— Goal —
For each line below that includes the word "this", make a copy.

— Material provided —

** Begin **

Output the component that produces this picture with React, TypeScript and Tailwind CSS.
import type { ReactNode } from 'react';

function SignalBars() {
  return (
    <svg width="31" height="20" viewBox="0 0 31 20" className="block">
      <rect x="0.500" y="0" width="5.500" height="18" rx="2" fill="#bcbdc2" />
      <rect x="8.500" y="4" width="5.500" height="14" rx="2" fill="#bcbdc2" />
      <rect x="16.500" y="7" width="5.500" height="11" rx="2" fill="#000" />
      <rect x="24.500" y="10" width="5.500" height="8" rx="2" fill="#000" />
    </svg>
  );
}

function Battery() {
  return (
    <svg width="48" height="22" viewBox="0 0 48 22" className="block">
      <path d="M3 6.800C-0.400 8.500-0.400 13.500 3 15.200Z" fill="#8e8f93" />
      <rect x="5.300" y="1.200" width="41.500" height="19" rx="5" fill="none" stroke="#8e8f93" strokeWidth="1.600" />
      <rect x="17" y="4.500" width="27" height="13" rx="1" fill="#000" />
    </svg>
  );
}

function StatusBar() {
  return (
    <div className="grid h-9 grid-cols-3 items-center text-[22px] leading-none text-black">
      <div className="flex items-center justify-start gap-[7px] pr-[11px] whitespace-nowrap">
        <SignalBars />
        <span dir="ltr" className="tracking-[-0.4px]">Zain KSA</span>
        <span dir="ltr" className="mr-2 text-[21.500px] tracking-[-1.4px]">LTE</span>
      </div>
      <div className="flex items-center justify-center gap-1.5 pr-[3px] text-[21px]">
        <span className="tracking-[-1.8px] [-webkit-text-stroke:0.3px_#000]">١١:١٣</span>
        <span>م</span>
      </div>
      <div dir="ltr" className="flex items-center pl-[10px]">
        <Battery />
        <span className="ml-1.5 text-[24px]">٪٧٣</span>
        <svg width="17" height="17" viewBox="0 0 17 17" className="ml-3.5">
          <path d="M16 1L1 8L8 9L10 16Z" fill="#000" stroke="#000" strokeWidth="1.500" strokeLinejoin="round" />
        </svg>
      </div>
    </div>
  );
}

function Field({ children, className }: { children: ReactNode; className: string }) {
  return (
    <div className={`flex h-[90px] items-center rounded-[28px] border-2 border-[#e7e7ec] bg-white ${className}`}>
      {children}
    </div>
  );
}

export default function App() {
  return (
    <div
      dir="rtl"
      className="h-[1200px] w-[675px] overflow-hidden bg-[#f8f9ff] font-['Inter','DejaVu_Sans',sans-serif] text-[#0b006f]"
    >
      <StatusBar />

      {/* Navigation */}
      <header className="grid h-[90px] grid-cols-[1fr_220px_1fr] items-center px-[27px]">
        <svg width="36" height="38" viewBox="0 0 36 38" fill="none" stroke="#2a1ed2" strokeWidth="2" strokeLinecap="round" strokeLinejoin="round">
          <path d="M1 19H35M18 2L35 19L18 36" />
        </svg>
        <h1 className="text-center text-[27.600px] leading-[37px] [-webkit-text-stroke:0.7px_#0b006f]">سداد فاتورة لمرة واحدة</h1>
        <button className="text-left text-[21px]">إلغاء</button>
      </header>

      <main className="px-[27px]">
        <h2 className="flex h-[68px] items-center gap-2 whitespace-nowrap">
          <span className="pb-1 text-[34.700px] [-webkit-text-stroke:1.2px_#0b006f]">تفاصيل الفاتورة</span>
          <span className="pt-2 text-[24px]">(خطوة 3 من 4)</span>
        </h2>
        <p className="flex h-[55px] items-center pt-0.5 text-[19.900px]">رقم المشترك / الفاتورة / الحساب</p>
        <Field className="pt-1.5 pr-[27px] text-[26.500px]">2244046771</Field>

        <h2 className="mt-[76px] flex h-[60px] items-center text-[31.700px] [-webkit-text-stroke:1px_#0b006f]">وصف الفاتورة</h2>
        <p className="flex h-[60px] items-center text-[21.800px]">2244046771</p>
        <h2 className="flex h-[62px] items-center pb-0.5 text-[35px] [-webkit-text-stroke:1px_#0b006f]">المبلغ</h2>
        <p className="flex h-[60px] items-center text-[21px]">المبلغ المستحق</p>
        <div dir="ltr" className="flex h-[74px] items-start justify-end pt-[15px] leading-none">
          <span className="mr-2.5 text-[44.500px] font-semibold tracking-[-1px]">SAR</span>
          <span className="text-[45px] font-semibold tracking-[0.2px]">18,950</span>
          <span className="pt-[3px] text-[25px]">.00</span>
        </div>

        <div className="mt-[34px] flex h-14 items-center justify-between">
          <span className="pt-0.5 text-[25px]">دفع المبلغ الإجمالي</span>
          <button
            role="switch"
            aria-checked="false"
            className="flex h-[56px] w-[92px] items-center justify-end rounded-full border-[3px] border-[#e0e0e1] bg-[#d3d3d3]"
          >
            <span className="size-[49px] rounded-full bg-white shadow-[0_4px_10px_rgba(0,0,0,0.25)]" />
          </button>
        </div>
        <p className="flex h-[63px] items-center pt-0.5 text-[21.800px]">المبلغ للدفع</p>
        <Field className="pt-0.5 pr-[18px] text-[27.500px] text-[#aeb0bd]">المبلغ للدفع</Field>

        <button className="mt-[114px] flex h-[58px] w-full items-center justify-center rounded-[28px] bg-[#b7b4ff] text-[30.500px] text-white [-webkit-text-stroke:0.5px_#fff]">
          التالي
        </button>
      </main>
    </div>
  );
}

** End **
** Begin **

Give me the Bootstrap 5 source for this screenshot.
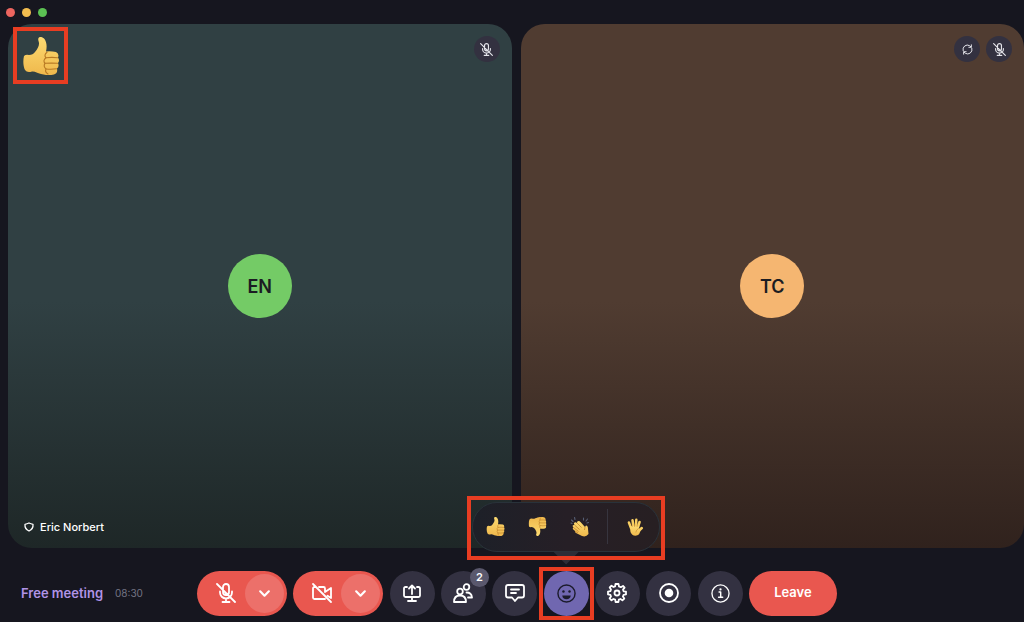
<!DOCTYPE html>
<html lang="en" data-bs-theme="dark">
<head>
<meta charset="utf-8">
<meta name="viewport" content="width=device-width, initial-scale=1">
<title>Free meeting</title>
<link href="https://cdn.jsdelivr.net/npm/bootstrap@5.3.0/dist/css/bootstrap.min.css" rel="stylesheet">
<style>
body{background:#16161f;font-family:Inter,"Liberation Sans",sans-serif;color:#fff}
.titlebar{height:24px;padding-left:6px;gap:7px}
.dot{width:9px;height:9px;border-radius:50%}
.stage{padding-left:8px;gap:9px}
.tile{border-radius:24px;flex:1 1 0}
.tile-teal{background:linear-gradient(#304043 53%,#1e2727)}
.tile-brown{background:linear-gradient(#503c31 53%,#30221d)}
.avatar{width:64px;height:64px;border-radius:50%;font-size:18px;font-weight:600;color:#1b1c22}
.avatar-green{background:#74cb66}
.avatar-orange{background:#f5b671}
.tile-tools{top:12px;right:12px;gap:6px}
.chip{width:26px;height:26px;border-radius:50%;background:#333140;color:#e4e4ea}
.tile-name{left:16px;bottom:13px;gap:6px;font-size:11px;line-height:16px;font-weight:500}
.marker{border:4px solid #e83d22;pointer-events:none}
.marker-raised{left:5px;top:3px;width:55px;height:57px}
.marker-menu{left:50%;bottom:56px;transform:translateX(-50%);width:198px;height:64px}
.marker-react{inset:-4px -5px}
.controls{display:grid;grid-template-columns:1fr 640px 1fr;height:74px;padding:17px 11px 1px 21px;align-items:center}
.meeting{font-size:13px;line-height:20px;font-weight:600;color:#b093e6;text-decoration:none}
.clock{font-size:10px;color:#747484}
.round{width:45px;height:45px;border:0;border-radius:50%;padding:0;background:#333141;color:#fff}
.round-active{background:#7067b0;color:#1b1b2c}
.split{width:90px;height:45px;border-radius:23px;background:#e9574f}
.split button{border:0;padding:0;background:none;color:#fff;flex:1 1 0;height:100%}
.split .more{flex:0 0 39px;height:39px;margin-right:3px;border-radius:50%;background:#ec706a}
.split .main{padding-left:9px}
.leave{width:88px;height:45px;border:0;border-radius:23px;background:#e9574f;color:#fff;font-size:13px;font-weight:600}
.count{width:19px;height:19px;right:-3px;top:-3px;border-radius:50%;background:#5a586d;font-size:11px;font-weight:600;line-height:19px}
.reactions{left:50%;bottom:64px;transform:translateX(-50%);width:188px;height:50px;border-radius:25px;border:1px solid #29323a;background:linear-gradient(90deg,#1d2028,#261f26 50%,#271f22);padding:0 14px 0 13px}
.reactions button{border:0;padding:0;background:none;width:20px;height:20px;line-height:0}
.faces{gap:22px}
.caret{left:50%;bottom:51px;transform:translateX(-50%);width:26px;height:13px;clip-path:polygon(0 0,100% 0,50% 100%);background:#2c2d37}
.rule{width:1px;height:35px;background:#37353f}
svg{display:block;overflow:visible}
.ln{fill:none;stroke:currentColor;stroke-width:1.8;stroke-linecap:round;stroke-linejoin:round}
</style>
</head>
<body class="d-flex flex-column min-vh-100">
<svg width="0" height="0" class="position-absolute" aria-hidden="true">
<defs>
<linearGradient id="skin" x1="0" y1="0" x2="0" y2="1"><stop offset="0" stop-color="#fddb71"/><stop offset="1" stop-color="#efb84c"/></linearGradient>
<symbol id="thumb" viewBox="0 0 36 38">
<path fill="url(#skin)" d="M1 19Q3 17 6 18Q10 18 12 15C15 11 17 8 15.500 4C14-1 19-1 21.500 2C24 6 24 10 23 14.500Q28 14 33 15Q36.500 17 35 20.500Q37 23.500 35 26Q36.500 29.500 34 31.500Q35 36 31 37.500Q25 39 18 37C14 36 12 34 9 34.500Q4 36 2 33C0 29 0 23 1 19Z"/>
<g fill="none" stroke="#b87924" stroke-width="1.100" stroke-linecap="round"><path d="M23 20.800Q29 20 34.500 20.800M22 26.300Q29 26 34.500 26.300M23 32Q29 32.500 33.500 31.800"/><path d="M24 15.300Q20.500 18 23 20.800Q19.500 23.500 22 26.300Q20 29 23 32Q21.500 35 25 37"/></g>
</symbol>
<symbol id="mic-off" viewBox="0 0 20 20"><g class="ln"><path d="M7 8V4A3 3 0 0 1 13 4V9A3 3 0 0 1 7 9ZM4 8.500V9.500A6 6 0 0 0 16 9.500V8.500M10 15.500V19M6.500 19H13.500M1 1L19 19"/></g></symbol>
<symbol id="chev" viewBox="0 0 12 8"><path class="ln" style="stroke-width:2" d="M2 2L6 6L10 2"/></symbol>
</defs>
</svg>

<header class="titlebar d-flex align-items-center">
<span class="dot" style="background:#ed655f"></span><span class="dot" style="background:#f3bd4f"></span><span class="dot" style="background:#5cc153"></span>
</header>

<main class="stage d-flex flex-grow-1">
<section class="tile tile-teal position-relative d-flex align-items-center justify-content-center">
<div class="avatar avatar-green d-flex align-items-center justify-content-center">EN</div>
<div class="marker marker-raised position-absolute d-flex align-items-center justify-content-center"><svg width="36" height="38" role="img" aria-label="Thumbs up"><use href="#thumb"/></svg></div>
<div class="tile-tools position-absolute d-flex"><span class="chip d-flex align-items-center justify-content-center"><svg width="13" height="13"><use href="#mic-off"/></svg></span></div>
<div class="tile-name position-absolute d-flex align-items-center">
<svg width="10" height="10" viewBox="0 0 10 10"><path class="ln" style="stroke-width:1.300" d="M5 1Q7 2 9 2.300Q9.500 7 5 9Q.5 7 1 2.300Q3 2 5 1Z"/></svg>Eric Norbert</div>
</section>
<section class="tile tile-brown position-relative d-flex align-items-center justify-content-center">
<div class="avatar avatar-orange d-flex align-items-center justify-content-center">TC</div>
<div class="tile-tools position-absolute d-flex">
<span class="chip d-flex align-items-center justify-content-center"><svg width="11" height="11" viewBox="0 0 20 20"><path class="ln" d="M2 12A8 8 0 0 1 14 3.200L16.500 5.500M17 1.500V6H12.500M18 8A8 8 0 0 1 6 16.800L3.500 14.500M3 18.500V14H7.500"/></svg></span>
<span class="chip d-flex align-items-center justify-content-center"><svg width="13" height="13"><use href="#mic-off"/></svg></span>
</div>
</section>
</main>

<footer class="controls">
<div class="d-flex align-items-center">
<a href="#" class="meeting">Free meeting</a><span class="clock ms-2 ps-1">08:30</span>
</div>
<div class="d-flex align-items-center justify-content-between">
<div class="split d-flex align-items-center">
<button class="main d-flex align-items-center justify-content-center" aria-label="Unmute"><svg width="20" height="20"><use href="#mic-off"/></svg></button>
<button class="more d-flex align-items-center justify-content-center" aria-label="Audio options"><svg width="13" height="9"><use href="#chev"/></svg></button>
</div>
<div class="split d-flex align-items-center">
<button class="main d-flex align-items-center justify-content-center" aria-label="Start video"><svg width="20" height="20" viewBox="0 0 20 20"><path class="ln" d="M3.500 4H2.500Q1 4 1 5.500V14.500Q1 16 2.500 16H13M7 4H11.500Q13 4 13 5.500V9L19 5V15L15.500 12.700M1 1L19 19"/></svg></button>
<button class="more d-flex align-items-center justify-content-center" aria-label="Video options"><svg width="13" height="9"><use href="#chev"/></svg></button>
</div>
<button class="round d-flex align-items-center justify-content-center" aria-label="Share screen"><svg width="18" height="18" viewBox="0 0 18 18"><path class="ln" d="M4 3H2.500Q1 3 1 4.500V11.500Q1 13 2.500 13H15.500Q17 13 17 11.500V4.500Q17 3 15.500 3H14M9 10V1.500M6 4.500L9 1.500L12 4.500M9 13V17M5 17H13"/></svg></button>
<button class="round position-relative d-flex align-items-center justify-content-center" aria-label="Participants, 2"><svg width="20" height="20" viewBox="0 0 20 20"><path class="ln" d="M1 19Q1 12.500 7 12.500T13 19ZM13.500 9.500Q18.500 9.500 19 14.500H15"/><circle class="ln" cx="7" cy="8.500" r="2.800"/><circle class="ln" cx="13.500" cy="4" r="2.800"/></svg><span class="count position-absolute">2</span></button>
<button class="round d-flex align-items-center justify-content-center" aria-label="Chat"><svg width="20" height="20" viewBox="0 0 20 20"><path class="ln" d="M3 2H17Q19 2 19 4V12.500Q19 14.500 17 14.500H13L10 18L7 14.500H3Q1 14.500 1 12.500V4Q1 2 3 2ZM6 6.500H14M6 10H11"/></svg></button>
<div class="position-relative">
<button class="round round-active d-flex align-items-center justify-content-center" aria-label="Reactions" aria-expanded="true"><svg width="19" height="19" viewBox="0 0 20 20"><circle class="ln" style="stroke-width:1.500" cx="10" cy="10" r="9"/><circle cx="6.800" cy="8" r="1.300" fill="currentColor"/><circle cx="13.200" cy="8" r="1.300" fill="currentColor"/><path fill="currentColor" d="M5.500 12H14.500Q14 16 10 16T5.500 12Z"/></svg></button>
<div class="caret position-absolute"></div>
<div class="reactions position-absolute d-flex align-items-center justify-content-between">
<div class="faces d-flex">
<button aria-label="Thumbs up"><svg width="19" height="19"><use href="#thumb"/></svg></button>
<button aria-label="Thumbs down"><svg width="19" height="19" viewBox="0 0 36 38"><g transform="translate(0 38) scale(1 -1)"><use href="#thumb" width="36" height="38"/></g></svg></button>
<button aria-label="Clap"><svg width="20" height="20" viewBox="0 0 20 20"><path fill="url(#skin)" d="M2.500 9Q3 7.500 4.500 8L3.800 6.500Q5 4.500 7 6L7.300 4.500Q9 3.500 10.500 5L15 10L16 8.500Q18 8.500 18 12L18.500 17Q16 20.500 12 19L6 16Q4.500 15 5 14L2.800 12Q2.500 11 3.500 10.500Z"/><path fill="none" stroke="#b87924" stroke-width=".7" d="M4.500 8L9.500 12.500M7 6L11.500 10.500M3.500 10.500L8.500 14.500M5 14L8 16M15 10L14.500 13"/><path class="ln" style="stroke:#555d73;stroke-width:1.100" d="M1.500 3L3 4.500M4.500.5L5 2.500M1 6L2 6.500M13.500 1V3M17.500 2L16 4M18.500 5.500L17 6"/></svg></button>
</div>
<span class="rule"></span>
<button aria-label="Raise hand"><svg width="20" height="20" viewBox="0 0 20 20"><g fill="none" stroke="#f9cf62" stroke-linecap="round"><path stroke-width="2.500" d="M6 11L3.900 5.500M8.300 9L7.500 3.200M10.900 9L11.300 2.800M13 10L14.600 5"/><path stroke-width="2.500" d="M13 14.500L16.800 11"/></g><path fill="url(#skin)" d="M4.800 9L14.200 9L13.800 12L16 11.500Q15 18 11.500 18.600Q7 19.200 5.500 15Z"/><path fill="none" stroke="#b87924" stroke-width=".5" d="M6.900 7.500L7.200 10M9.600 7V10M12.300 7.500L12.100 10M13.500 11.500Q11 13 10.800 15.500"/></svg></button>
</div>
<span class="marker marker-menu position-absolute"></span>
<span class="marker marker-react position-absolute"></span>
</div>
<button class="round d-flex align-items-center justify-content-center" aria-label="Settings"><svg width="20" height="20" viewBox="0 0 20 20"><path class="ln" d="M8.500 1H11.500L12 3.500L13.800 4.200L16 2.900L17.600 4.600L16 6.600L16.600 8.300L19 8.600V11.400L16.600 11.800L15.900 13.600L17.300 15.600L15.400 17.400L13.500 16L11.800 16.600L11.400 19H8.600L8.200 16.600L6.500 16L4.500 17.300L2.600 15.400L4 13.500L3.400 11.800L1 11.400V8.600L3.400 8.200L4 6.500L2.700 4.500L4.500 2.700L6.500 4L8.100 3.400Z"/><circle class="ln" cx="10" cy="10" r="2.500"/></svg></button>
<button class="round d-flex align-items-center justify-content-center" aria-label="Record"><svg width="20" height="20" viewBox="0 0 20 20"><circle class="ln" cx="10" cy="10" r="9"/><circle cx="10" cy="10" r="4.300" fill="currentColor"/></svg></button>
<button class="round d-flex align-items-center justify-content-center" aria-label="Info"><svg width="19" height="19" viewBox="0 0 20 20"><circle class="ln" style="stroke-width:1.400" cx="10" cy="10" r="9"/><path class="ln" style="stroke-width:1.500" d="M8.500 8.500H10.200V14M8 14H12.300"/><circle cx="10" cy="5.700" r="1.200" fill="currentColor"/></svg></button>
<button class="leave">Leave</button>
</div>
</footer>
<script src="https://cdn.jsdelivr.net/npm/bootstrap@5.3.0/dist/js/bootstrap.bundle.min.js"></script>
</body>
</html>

** End **

— Problem solution —
Output the component that produces this picture with React, TypeScript and Tailwind CSS.
Give me the Bootstrap 5 source for this screenshot.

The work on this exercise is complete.